_Written request_
Find the string "styles" in the data, then copy every line where it is found.

[Interface markup and scripts]

"""

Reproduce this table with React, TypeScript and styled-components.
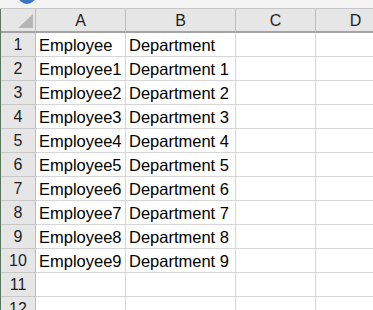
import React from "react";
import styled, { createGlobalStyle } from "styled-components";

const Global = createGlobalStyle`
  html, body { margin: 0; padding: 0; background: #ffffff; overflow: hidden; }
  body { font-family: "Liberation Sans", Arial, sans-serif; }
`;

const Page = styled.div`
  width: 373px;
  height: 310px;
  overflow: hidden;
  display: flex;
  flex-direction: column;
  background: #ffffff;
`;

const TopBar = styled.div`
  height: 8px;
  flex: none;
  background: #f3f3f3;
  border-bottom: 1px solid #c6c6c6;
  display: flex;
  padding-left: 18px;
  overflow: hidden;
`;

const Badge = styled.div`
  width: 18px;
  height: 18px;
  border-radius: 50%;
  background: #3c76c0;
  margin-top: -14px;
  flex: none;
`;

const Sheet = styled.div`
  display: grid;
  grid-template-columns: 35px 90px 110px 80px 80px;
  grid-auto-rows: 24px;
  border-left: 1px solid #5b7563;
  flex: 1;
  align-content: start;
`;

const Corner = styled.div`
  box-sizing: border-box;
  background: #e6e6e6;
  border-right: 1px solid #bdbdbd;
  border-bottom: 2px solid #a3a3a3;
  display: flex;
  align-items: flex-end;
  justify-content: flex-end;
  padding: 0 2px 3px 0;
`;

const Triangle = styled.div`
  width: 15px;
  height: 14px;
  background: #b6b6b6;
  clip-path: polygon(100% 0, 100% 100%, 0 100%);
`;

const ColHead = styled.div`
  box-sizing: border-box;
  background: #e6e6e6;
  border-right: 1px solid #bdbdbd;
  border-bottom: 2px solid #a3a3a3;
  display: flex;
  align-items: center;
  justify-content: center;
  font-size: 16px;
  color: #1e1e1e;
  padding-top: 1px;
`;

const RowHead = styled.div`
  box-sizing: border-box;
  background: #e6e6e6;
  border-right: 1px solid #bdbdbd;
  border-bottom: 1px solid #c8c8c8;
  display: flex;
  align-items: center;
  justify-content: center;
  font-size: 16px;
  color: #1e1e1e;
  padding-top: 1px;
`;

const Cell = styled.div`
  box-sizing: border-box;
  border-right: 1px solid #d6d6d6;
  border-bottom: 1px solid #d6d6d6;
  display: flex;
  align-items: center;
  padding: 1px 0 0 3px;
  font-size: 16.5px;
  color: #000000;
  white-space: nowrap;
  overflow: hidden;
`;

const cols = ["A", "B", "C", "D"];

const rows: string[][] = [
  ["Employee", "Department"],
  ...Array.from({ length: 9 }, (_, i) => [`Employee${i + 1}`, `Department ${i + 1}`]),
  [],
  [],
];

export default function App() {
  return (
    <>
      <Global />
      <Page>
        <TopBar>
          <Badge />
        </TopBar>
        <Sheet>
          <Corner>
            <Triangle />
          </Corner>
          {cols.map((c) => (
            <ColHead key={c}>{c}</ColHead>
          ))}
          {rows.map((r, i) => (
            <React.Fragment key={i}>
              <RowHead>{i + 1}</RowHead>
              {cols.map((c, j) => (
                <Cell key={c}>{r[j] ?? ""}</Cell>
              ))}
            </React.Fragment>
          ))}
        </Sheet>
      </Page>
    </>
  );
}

"""
"""

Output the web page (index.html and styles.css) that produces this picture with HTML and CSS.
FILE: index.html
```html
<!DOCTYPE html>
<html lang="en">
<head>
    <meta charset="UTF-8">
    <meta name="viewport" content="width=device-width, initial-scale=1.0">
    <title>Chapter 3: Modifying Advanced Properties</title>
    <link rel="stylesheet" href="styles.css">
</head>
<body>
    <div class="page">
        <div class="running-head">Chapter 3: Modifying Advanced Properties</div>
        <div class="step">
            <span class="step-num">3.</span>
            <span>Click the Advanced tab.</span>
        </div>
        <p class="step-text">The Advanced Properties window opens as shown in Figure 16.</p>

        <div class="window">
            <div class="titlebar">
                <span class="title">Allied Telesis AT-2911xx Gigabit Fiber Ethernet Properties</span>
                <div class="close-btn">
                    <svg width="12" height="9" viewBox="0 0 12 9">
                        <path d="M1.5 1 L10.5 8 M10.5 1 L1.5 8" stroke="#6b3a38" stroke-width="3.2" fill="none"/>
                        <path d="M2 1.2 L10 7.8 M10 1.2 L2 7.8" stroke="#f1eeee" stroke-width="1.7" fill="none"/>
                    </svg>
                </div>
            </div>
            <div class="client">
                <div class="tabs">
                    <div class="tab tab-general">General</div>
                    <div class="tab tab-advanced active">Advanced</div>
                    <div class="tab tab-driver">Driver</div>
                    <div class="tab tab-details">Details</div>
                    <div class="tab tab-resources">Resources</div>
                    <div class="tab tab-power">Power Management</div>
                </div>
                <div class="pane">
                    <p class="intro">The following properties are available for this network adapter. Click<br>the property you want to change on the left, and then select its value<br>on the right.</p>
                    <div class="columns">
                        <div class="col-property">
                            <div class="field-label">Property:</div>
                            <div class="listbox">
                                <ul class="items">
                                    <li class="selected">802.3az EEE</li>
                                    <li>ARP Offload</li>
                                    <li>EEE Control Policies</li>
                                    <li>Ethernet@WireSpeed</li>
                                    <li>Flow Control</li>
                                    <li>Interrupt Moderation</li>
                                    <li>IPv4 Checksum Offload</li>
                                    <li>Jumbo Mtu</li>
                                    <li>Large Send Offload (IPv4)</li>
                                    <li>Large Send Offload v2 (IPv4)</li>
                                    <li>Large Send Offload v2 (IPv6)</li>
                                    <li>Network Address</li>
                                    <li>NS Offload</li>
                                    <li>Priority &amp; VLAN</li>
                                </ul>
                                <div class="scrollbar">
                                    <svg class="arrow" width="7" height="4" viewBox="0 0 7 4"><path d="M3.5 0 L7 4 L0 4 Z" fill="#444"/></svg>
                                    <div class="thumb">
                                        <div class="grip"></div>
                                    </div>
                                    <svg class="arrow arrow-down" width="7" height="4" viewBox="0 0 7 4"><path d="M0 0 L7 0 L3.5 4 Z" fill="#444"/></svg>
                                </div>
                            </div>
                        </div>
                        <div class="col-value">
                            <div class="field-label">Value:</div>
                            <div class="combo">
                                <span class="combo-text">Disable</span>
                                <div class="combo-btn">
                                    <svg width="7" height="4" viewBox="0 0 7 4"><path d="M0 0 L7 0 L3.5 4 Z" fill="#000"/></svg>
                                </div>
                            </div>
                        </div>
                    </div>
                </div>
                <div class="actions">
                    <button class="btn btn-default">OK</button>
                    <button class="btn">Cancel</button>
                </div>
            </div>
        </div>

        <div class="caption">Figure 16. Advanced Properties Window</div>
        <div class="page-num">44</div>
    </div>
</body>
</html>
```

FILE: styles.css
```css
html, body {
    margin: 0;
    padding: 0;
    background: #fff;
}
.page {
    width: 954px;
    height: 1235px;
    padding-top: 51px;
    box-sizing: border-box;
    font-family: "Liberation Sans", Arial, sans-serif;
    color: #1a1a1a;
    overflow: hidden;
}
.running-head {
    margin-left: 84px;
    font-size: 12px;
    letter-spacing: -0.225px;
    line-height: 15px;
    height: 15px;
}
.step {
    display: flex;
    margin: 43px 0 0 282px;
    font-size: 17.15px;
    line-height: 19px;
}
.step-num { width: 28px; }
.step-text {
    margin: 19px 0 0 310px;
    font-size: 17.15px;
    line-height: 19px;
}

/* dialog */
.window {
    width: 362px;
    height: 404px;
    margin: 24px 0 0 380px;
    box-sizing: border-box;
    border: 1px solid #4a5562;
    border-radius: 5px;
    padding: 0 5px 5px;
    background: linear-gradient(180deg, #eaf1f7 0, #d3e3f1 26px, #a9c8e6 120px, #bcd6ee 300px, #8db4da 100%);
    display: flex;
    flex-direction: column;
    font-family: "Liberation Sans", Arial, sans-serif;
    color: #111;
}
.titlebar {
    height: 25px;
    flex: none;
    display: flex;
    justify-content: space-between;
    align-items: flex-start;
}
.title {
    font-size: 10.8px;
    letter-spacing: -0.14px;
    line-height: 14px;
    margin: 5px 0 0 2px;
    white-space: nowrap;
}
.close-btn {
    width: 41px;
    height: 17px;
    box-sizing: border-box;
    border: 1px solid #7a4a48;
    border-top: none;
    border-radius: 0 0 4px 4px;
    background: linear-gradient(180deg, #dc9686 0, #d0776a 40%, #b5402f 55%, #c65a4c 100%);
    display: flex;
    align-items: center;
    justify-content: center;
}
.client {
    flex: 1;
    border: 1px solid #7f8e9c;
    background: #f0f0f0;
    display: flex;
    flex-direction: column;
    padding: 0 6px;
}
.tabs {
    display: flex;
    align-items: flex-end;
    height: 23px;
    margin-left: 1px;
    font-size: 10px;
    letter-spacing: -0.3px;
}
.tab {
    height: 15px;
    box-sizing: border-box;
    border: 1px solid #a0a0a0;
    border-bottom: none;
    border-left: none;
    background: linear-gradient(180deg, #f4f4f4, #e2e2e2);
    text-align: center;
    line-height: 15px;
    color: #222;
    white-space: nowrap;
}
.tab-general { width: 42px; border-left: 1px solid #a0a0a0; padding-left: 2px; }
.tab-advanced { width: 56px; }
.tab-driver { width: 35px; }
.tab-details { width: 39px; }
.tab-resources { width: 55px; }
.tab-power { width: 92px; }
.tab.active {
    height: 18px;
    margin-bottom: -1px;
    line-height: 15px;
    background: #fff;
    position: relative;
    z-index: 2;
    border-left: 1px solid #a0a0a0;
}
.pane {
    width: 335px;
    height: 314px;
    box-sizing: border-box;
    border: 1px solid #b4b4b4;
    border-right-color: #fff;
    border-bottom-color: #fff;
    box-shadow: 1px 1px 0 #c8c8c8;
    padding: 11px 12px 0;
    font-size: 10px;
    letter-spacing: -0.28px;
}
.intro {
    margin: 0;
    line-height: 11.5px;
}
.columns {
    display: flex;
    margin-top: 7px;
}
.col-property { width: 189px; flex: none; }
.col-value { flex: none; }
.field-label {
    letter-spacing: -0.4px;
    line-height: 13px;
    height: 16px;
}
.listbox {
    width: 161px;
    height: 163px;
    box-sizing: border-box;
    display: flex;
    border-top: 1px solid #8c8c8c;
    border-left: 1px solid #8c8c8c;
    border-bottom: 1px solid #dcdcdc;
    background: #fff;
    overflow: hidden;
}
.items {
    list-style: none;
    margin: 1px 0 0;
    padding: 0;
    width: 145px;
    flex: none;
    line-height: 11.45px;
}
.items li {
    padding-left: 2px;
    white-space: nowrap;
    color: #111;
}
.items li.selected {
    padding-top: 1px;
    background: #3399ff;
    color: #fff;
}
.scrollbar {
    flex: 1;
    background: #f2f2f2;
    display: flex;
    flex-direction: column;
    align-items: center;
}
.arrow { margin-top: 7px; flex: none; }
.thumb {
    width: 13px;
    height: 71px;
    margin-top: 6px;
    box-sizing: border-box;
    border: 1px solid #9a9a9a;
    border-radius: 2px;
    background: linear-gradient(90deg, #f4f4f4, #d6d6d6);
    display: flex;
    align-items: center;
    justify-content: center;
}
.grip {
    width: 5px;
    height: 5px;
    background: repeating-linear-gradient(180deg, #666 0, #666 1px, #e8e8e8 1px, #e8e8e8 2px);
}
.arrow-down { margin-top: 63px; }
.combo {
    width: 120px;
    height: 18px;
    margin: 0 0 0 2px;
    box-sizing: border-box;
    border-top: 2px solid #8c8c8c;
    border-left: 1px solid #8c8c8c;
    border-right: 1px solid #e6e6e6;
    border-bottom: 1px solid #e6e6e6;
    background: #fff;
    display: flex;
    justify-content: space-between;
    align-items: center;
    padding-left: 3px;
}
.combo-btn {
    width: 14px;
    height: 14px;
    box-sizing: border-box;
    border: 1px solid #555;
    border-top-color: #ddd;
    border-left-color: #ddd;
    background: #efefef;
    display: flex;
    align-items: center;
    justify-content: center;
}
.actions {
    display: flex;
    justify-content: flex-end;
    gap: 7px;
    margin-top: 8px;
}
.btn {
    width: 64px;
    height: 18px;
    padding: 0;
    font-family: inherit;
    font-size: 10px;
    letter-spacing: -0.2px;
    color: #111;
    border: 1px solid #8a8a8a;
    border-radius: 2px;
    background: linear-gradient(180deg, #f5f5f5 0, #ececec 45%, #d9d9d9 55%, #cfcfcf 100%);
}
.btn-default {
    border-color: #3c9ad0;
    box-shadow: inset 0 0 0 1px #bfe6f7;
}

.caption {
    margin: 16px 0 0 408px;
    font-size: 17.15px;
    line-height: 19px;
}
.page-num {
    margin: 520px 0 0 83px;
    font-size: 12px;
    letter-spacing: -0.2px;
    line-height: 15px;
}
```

"""

_Final answer_
Output the web page (index.html and styles.css) that produces this picture with HTML and CSS.
    <link rel="stylesheet" href="styles.css">
FILE: styles.css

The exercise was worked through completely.